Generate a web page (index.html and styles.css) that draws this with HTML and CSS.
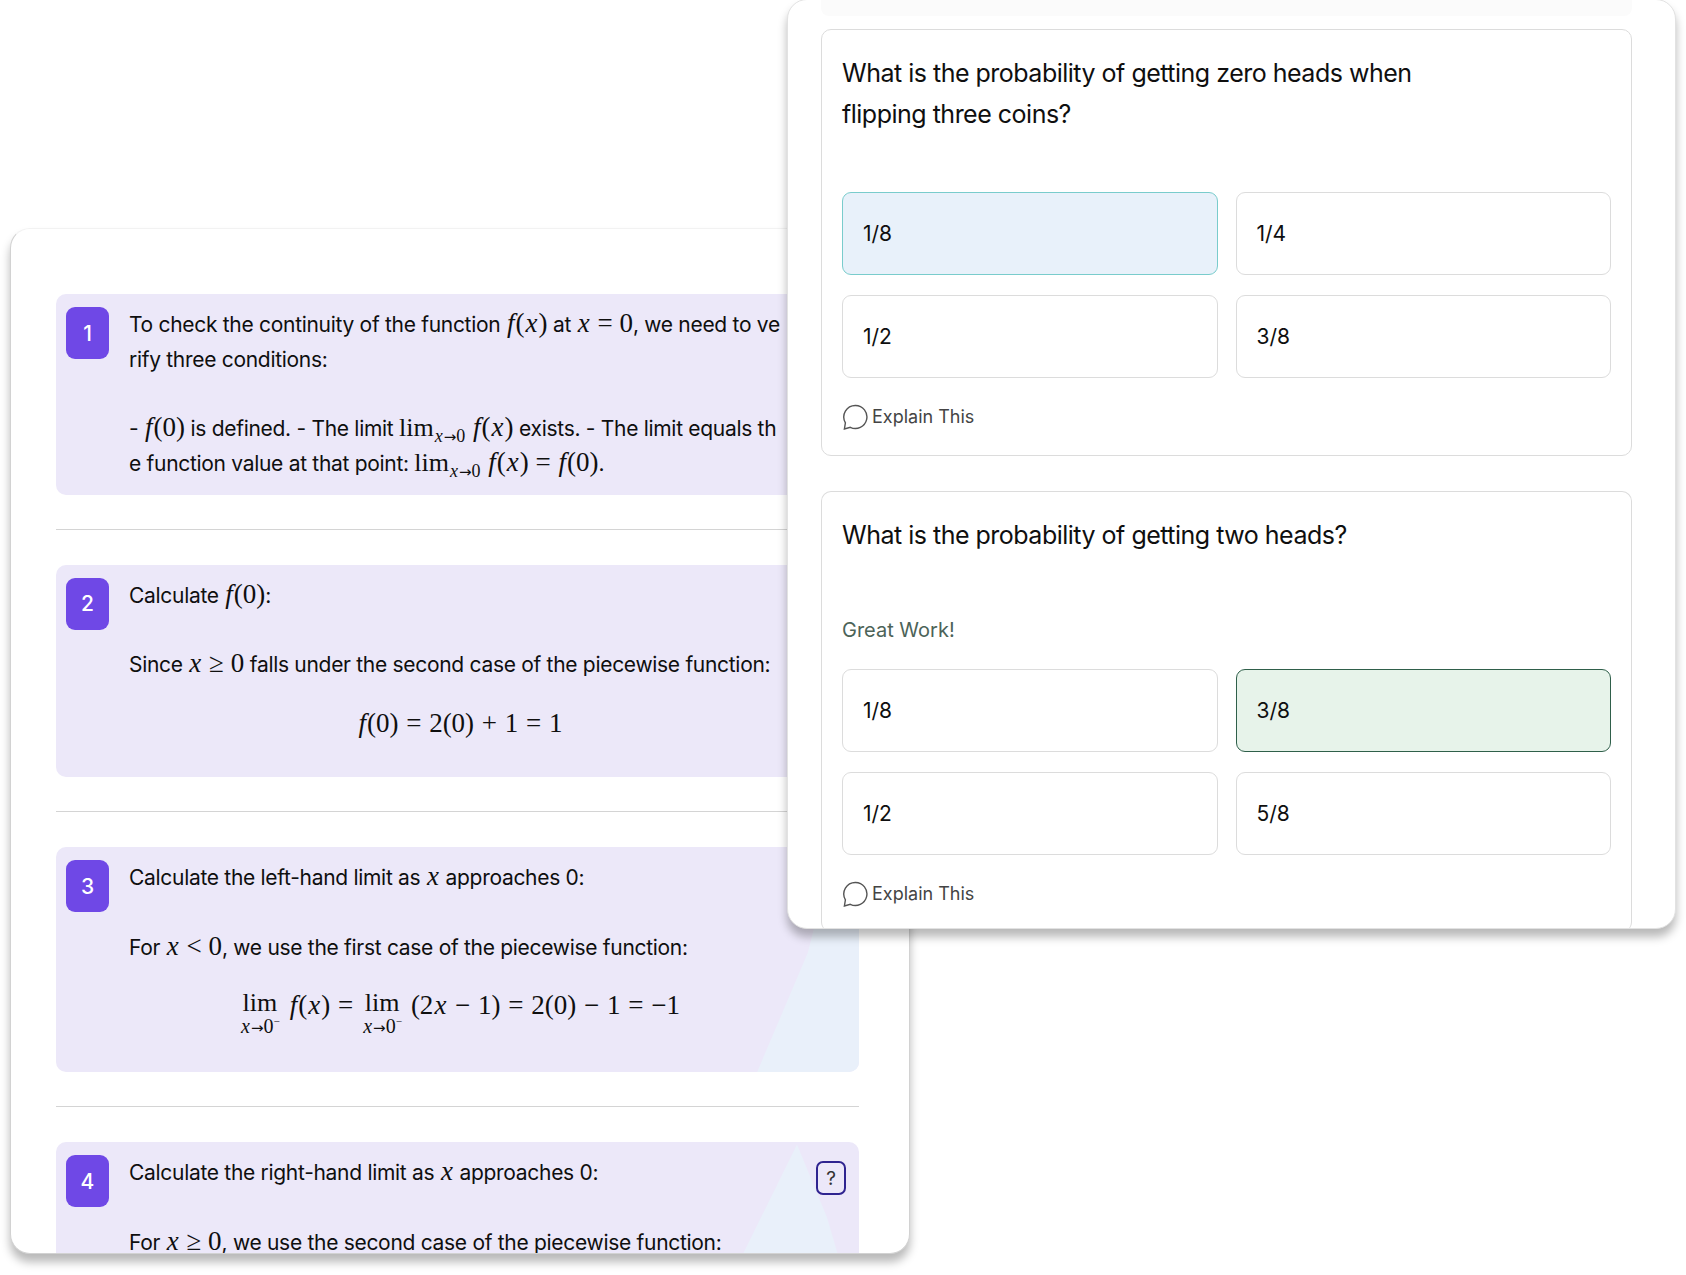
FILE: index.html
```html
<!DOCTYPE html>
<html lang="en">
<head>
  <meta charset="UTF-8" />
  <title>Step by step solution and quiz</title>
  <link rel="stylesheet" href="styles.css">
</head>
<body>
  <!-- Solution window -->
  <section class="window solution">
    <div class="step">
      <div class="badge">1</div>
      <div class="step-body">
        <p>To check the continuity of the function <span class="m"><i>f</i>(<i>x</i>)</span> at <span class="m"><i>x</i> = 0</span>, we need to ve<br>rify three conditions:</p>
        <p>- <span class="m"><i>f</i>(0)</span> is defined. - The limit <span class="m"><span class="op">lim</span><sub><i>x</i><span class="arrow">→</span>0</sub> <i>f</i>(<i>x</i>)</span> exists. - The limit equals th<br>e function value at that point: <span class="m"><span class="op">lim</span><sub><i>x</i><span class="arrow">→</span>0</sub> <i>f</i>(<i>x</i>) = <i>f</i>(0)</span>.</p>
      </div>
    </div>
    <hr class="divider">

    <div class="step">
      <div class="badge">2</div>
      <div class="step-body">
        <p>Calculate <span class="m"><i>f</i>(0)</span>:</p>
        <p>Since <span class="m"><i>x</i> ≥ 0</span> falls under the second case of the piecewise function:</p>
        <div class="equation m"><span><i>f</i>(0) = 2(0) + 1 = 1</span></div>
      </div>
    </div>
    <hr class="divider">

    <div class="step step-three">
      <div class="badge">3</div>
      <div class="step-body">
        <p>Calculate the left-hand limit as <span class="m"><i>x</i></span> approaches 0:</p>
        <p>For <span class="m"><i>x</i> &lt; 0</span>, we use the first case of the piecewise function:</p>
        <div class="equation m">
          <span class="lim"><span class="op">lim</span><small><i>x</i><span class="arrow">→</span>0<sup>−</sup></small></span>
          <span><i>f</i>(<i>x</i>) =</span>
          <span class="lim"><span class="op">lim</span><small><i>x</i><span class="arrow">→</span>0<sup>−</sup></small></span>
          <span>(2<i>x</i> − 1) = 2(0) − 1 = −1</span>
        </div>
      </div>
    </div>
    <hr class="divider">

    <div class="step step-four">
      <div class="badge">4</div>
      <div class="step-body">
        <p>Calculate the right-hand limit as <span class="m"><i>x</i></span> approaches 0:</p>
        <p>For <span class="m"><i>x</i> ≥ 0</span>, we use the second case of the piecewise function:</p>
      </div>
      <div class="help">?</div>
    </div>
  </section>

  <!-- Quiz window -->
  <section class="window quiz">
    <div class="top-strip"></div>

    <div class="card">
      <h3>What is the probability of getting zero heads when<br>flipping three coins?</h3>
      <div class="options first">
        <div class="option picked">1/8</div>
        <div class="option">1/4</div>
        <div class="option">1/2</div>
        <div class="option">3/8</div>
      </div>
      <div class="explain">
        <svg viewBox="0 0 26 26" width="26" height="26"><path d="M13.5 1.5a11.5 11.5 0 1 1-5.2 21.8L2.4 25l1-6.2A11.5 11.5 0 0 1 13.5 1.5z"/></svg>
        Explain This
      </div>
    </div>

    <div class="card open">
      <h3>What is the probability of getting two heads?</h3>
      <div class="feedback">Great Work!</div>
      <div class="options">
        <div class="option">1/8</div>
        <div class="option correct">3/8</div>
        <div class="option">1/2</div>
        <div class="option">5/8</div>
      </div>
      <div class="explain">
        <svg viewBox="0 0 26 26" width="26" height="26"><path d="M13.5 1.5a11.5 11.5 0 1 1-5.2 21.8L2.4 25l1-6.2A11.5 11.5 0 0 1 13.5 1.5z"/></svg>
        Explain This
      </div>
    </div>
  </section>
</body>
</html>
```

FILE: styles.css
```css
:root {
  --step-bg: #ece8f9;
  --step-light: #e9f0fa;
  --accent: #6f48e6;
  --text: #0f0f0f;
  --line: #dcdcdc;
}

* {
  box-sizing: border-box;
  margin: 0;
}

html, body {
  height: 100%;
}

body {
  position: relative;
  overflow: hidden;
  background: #fff;
  color: var(--text);
  font-family: 'Inter', sans-serif;
}

.window {
  position: absolute;
  overflow: hidden;
  background: #fff;
  border: 1px solid #d2d2d2;
  border-top-color: #f2f2f2;
  border-radius: 20px;
  box-shadow: 0 8px 10px rgba(0, 0, 0, 0.28);
}

/* Solution window */
.solution {
  left: 10px;
  top: 228px;
  width: 900px;
  height: 1026px;
  padding: 65px 50px 0 45px;
}

.step {
  position: relative;
  overflow: hidden;
  display: flex;
  gap: 20px;
  padding: 13px 10px 13px;
  background: var(--step-bg);
  border-radius: 10px;
}

.step-three::before,
.step-four::before {
  content: '';
  position: absolute;
  inset: 0;
  background: var(--step-light);
}

.step-three::before {
  clip-path: polygon(701px 100%, 752px 105px, 759px 77px, 100% 77px, 100% 100%);
}

.step-four::before {
  clip-path: polygon(673px 140px, 741px 2px, 771px 75px, 790px 140px);
}

.badge {
  position: relative;
  flex: none;
  display: flex;
  align-items: center;
  justify-content: center;
  width: 43px;
  height: 52px;
  background: var(--accent);
  border-radius: 9px;
  color: #fff;
  font-size: 21px;
  font-weight: 500;
}

.step-body {
  position: relative;
  flex: none;
  width: 662px;
  padding-top: 1px;
  font-size: 21px;
  line-height: 34.7px;
  letter-spacing: -0.3px;
}

.step-body p + p {
  margin-top: 34.7px;
}

.m {
  font-family: 'Liberation Serif', serif;
  font-size: 27px;
  line-height: 0;
  letter-spacing: 0;
}

.m i {
  padding: 0 1px;
}

.op {
  font-size: 26px;
}

.m sub {
  font-size: 18px;
  line-height: 0;
}

.arrow {
  font-family: 'DejaVu Sans', sans-serif;
  font-size: 15px;
}

.equation {
  margin-top: 23px;
  padding-bottom: 24px;
  display: flex;
  justify-content: center;
  gap: 9px;
  line-height: 34.7px;
  word-spacing: 1px;
  text-align: center;
}

.step-three .equation {
  padding-bottom: 22px;
}

.lim {
  display: inline-flex;
  flex-direction: column;
  align-items: center;
  line-height: 30px;
}

.lim small {
  font-size: 20px;
  line-height: 17px;
}

.lim sup {
  font-size: 11px;
  line-height: 0;
}

.help {
  position: absolute;
  right: 13px;
  top: 19px;
  display: flex;
  align-items: center;
  justify-content: center;
  width: 30px;
  height: 34px;
  border: 2px solid #2f2490;
  border-radius: 7px;
  color: #333;
  font-size: 19px;
}

.divider {
  height: 1px;
  margin: 34px 0 35px;
  border: none;
  background: #d4d4d4;
}

/* Quiz window */
.quiz {
  left: 787px;
  top: -1px;
  width: 889px;
  height: 930px;
  padding: 0 43px 0 33px;
  border-color: #e2e2e2;
}

.top-strip {
  height: 16px;
  margin-bottom: 13px;
  background: #fbfbfb;
  border-radius: 0 0 8px 8px;
}

.card {
  margin-bottom: 35px;
  padding: 23px 20px 25px;
  background: #fff;
  border: 1px solid var(--line);
  border-radius: 10px;
}

.card.open {
  border-bottom: none;
  margin-bottom: 0;
}

h3 {
  font-size: 25px;
  font-weight: 400;
  line-height: 41px;
  letter-spacing: -0.5px;
}

.feedback {
  margin: 59px 0 24px;
  color: #4c6358;
  font-size: 20px;
  line-height: 30px;
}

.options {
  display: grid;
  grid-template-columns: 1fr 1fr;
  gap: 20px 18px;
}

.options.first {
  margin-top: 57px;
}

.option {
  display: flex;
  align-items: center;
  height: 83px;
  padding-left: 20px;
  background: #fff;
  border: 1px solid var(--line);
  border-radius: 9px;
  font-size: 21px;
}

.option.picked {
  background: #e8f1fa;
  border-color: #79cccc;
}

.option.correct {
  background: #e7f3ea;
  border-color: #2f5f4a;
}

.explain {
  display: flex;
  align-items: center;
  gap: 4px;
  margin-top: 26px;
  color: #444;
  font-size: 18px;
  line-height: 26px;
}

.explain svg {
  fill: none;
  stroke: #555;
  stroke-width: 1.4;
}
```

★ ★ ★ ★ ★

Set problem: From the data above, copy each line that holds "index".

Task answer:
Generate a web page (index.html and styles.css) that draws this with HTML and CSS.
FILE: index.html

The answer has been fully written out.